Narrowing this down, the national statistics body disclosed that food consumed outside homes, transport fares, starchy roots, tubers and plantains accounted for the largest chunk of household spending, adding that most of this took place in Lagos.
Meanwhile, Legit.ng reported that foremost anti-corruption group, Say No Campaign had commended the distribution of palliatives in the Federal Capital Territory (FCT), Abuja specifically in Abaji area council by the Federal Capital Territory Administration (FCTA).
The FCTA had announced palliative items for 600,000 households across the six area councils of the FCT for the most vulnerable in Abaji, Kwali, Gwagwalada, Kuje, Bwari and AMAC.
Due to the prevalence of corruption in the country, and especially among public officials, particularly in areas of diversion of funds and intervention packages, Say No Campaign revealed that it had monitored the distribution of palliative items earmarked for individual area councils.

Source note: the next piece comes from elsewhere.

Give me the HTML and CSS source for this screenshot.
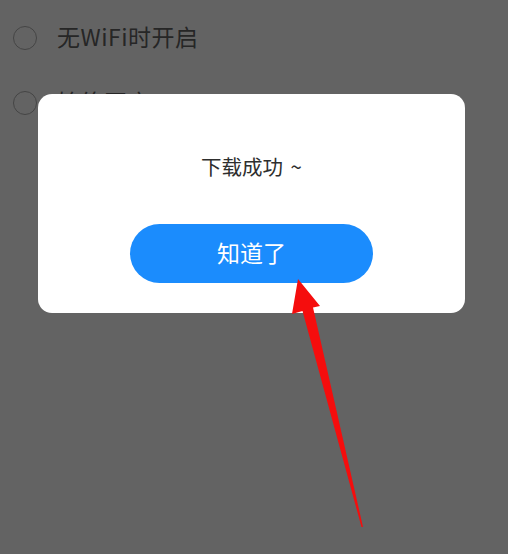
FILE: index.html
```html
<!DOCTYPE html>
<html lang="zh">
<head>
<meta charset="utf-8">
<link rel="stylesheet" href="styles.css">
</head>
<body>
<div class="screen">
  <ul class="options">
    <li class="option"><span class="radio"></span><span class="label">无WiFi时开启</span></li>
    <li class="option"><span class="radio"></span><span class="label">始终开启</span></li>
  </ul>
  <div class="dialog">
    <p class="message">下载成功 ~</p>
    <button class="confirm">知道了</button>
  </div>
  <svg class="arrow" width="508" height="554" viewBox="0 0 508 554">
    <polygon points="298,279 320,306 313,307.5 363,527 361.5,527 302.5,311 292,314" fill="#f50d0d"/>
  </svg>
</div>
</body>
</html>
```

FILE: styles.css
```css
html, body {
  margin: 0;
  padding: 0;
}
body {
  background: #636363;
  font-family: "Noto Sans CJK SC", "Noto Sans", sans-serif;
}
.screen {
  position: relative;
  width: 508px;
  height: 554px;
  overflow: hidden;
}
.options {
  list-style: none;
  margin: 0;
  padding: 5px 0 0 13px;
}
.option {
  display: flex;
  align-items: center;
  height: 65px;
  gap: 20px;
}
.radio {
  width: 22px;
  height: 22px;
  border: 1.5px solid #454545;
  border-radius: 50%;
  flex: none;
}
.label {
  font-size: 23px;
  color: #262626;
  line-height: 30px;
  padding-bottom: 3px;
  letter-spacing: 0.5px;
}
.dialog {
  position: absolute;
  left: 38px;
  top: 94px;
  width: 427px;
  height: 219px;
  box-sizing: border-box;
  background: #fff;
  border-radius: 14px;
  display: flex;
  flex-direction: column;
  align-items: center;
  padding-top: 60px;
}
.message {
  margin: 0;
  font-size: 20.5px;
  line-height: 24px;
  color: #2e2e2e;
  word-spacing: 3px;
}
.confirm {
  margin-top: 46px;
  width: 243px;
  height: 59px;
  border: none;
  border-radius: 30px;
  background: #1b8cfd;
  color: #fff;
  font-family: "Noto Sans CJK SC", "Noto Sans", sans-serif;
  font-size: 23px;
  padding: 0 0 4px;
}
.arrow {
  position: absolute;
  left: 0;
  top: 0;
}
```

A statement by the co-convener of Say No Campaign, Ezenwa Nwagwu, on Wednesday, April 22, noted that the action was taken “for the purpose of monitoring the process for transparency and reflecting the observation and reaction of the beneficiaries and community members.”
The minister of state FCT, Dr Ramatu Aliyu, had announced that 25,000 bags of rice and 25,000 bags of condiments would be distributed to 100,000 households in Abaji area council, a process that had lasted for four days.
Having closely observed the process of distribution, Say No Campaign commended the FCTA officials and the Abaji area council leadership “for its coordination in distributing the items received.”
Part of the statement read: “The process, according to the reports we have received from its monitoring group, who are also residents in Abaji, was inclusive as community members actively participated in identifying all households in need as well as ensuring equitable distribution of the items."